The rites of Kalligenia on October 23 marked the Ascent of the Maiden, the time of planting barley seed. It was at this time that Demeter and her daughter were re-united.

January 10, the Festival of Haloa marked the celebration of new green growth both in the cultivated fields and the uncultivated, wild areas.

The Lesser Mysteries of Eleusis were celebrated in spring on April 12. It was a ceremony recapping the mythic growth cycle.

During Midsummer (June 28) was the Skir festival. This festival marked when the Maiden descended to the underworld. Persephone and Plouton united as the grain was stored away until planting. The fields would lie fallow until the rites of Proerosia on October 7, which involved pre-plowing rituals.
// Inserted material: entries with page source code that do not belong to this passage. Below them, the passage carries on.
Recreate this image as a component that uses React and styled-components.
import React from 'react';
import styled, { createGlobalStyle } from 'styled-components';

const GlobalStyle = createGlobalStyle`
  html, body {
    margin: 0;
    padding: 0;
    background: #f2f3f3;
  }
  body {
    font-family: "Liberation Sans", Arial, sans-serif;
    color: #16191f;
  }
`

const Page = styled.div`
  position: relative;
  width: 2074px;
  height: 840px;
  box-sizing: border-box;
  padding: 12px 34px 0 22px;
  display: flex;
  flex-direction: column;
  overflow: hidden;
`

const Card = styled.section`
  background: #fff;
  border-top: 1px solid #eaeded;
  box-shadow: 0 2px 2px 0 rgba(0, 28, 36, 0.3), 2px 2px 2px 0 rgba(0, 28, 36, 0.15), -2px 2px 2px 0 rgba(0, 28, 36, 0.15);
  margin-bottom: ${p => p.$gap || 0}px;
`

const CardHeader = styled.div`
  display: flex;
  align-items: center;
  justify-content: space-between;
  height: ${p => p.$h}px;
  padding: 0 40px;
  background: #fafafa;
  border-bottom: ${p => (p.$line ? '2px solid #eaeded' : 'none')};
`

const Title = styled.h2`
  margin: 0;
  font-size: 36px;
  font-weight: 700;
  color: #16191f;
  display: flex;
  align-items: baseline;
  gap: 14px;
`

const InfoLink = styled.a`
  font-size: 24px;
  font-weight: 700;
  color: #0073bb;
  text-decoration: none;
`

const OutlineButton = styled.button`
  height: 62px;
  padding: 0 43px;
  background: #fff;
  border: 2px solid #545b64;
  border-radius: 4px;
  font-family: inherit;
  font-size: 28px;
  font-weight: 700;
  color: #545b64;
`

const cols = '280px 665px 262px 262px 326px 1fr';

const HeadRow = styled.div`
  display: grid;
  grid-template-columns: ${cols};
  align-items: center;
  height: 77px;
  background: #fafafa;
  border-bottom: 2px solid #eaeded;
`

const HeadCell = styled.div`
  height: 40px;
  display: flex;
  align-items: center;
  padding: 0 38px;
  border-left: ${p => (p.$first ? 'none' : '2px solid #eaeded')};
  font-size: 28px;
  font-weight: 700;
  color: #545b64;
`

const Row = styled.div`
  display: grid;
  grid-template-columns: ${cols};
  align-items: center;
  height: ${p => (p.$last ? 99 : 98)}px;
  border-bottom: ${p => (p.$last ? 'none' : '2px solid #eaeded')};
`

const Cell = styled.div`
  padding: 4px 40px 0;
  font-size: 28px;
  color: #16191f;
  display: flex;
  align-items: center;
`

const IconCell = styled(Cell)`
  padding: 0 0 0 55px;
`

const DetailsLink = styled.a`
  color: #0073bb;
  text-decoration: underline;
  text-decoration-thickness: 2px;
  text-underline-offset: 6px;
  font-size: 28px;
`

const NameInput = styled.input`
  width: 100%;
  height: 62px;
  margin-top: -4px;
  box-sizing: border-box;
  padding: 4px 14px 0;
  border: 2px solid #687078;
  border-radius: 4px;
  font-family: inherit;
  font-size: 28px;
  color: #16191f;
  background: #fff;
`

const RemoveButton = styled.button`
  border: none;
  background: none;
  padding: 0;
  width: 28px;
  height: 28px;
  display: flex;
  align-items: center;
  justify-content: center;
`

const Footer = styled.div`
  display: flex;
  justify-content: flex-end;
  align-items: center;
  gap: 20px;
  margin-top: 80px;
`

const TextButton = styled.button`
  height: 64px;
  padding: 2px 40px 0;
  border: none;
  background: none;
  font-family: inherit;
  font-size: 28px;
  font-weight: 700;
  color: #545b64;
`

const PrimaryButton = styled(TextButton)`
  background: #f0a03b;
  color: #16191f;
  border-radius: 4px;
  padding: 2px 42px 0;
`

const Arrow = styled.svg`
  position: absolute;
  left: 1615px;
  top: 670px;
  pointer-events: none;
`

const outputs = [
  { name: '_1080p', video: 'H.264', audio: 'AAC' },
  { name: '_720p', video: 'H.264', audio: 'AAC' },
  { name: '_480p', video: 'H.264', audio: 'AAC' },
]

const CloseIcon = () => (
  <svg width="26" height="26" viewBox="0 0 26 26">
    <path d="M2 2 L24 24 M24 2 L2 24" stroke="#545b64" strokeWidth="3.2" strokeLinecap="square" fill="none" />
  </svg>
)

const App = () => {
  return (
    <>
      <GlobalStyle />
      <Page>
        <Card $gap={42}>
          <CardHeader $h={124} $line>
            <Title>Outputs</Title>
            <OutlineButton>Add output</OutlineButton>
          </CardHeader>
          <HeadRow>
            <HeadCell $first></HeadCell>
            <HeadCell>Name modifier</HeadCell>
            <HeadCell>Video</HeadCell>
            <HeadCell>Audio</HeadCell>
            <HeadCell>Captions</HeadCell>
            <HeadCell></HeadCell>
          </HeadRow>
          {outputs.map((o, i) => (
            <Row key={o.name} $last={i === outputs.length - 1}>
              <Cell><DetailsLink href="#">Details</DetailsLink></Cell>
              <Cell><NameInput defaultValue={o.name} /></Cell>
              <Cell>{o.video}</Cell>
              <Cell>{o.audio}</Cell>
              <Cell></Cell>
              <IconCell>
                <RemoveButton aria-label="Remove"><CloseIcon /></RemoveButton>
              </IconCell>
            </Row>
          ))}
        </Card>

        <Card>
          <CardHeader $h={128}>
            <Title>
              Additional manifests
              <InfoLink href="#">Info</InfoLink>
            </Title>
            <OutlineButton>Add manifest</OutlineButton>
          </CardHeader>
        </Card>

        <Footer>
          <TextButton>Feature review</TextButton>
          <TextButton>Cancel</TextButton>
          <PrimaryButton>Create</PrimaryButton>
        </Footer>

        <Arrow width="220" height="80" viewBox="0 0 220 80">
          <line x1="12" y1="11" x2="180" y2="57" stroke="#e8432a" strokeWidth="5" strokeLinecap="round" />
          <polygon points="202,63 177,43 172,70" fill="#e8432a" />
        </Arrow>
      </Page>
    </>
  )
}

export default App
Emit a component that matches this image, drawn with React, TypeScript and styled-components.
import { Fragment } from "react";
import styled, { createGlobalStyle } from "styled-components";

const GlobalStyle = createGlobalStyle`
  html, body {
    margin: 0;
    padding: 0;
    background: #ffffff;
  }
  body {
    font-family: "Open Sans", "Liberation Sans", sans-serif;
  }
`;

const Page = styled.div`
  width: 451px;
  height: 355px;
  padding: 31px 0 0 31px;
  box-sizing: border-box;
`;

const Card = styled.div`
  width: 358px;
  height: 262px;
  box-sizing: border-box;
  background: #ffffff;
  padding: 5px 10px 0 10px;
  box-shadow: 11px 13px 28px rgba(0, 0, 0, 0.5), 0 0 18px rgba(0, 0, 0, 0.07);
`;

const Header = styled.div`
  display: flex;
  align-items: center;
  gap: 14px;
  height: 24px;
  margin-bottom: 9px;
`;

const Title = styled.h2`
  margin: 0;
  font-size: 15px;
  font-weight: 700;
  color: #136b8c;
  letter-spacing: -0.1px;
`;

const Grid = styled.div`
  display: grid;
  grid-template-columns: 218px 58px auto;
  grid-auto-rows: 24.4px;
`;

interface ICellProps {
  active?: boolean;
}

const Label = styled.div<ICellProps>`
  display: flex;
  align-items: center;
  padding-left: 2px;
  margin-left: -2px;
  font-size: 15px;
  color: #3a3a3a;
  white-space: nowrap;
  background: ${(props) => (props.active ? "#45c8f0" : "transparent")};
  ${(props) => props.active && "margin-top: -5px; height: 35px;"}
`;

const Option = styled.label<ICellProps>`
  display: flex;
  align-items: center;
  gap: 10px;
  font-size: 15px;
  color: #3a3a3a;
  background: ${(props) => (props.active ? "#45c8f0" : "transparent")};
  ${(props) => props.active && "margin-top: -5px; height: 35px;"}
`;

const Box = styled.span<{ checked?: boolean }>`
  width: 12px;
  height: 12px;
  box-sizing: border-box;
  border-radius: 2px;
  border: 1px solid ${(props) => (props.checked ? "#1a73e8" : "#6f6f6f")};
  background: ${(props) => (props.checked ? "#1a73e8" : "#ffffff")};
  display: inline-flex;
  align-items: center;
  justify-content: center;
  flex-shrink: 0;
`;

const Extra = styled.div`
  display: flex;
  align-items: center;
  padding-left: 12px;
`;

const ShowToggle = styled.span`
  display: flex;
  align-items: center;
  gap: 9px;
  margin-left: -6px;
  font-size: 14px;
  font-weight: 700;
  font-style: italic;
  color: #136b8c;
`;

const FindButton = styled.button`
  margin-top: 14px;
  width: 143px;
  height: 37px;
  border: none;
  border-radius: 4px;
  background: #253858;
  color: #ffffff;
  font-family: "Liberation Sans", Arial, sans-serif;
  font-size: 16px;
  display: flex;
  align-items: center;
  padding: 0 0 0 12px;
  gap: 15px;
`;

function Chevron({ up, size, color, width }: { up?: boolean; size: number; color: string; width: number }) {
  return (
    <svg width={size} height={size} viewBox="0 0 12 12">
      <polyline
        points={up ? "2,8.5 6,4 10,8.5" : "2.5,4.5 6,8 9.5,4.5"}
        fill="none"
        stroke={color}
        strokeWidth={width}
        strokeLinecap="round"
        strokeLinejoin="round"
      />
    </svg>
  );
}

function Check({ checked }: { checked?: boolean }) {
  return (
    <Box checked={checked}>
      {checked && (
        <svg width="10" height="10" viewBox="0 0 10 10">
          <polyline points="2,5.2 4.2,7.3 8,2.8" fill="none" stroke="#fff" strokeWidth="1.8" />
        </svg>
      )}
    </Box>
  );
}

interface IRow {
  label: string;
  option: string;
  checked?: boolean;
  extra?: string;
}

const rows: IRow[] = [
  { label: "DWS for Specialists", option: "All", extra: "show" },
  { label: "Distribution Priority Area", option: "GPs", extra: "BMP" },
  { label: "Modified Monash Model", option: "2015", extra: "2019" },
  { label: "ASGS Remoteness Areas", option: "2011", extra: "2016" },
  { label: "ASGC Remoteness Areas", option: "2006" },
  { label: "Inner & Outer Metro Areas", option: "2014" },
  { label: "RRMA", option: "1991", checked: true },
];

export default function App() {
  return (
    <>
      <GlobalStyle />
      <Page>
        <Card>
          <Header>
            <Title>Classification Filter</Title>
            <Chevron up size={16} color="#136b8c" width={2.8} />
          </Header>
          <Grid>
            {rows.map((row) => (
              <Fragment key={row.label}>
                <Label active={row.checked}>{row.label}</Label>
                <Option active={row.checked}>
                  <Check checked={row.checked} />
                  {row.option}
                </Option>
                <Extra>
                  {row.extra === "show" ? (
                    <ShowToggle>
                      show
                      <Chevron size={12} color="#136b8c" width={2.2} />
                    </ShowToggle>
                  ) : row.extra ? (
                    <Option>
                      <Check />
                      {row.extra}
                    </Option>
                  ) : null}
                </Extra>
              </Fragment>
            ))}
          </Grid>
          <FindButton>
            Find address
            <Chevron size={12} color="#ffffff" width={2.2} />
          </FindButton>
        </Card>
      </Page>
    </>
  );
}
Viewing the dates, the seasonal and agricultural cycle of Eleusis in Greece is radically different than that of the British Isles, Northern Europe, and the Mid-Atlantic USA. Hence, the seasonal times of ascent and descent to and from the underworld are radically different as well. The cycle of the growth season of plants does not mesh with the solar cycle of lengthening daylight hours and heat.

Nevertheless, the timeless themes of planting/growth/harvest and birth/life/death are the same. During the infertile time of the year, Persephone resides with Hades or Plouton, lord of the underworld. In the fertile part of the year, Persephone resides with Demeter.